Should your target asset mix really be 60/40?
For the most part, 60/40 is a philosophical starting point. “The 60/40 portfolio isn’t automatically best. Practically speaking, you’d want to be at the level that’s right for you,” says Gilbert. 
That optimal mix will depend on your age, the size of your nest egg and your goals, and it’s not a magic or a static number. It doesn’t even have to be a round number. One way to figure it out is to look at the way target-date funds for retirement use a “glide path” that shifts more conservative over time. Even if you don’t invest in target-date funds, you want to create a similar slope for yourself, and not just stick with 60/40 for decades. 
For instance, Vanguard explains that its target-date funds basically only hit 60/40 around age 60, and then continue getting more conservative from there. 
Schwab generally sets its funds to hit 60/40 at about five to six years from the target retirement age. “It’s one point in time. For any allocation, you have to evolve,” says Jake Gilliam, managing director for research at Schwab. 
A sample from Schwab’s Target 2065 Index Fund
Schwab also adjusts the stocks and bonds within the allocation. “Younger customers will have more international, small cap or emerging markets. As you move older, we’re adjusting those sub-asset class allocations,” Gilliam adds. 

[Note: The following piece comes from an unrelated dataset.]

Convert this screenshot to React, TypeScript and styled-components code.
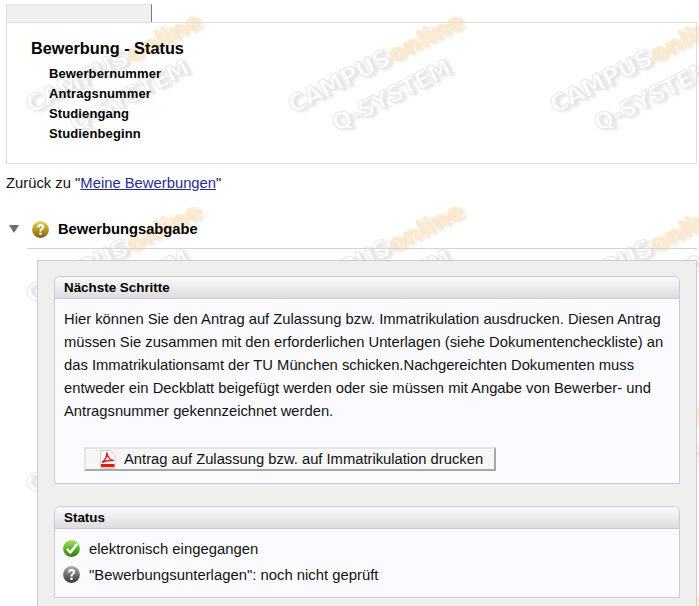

This kind of sloped setup still allows for side money if you want to take a portion of your holdings and put it in crypto, meme stocks or keep it in cash under your mattress. It’s just human nature. “We know behaviorally that it can actually drive better discipline,” says Zahm. “If somebody has a side pool of money that’s a few percent to have fun with, then they behave better with the main 95%.” 
Just make sure to count your side account in with your big picture eventually and make sure you’re not letting those positions pull you away from your target asset mix, whether that’s 60/40 or another ratio. 
“There’s nothing wrong with thinking in buckets, but eventually all the small buckets go into one big bucket,” says Gilbert.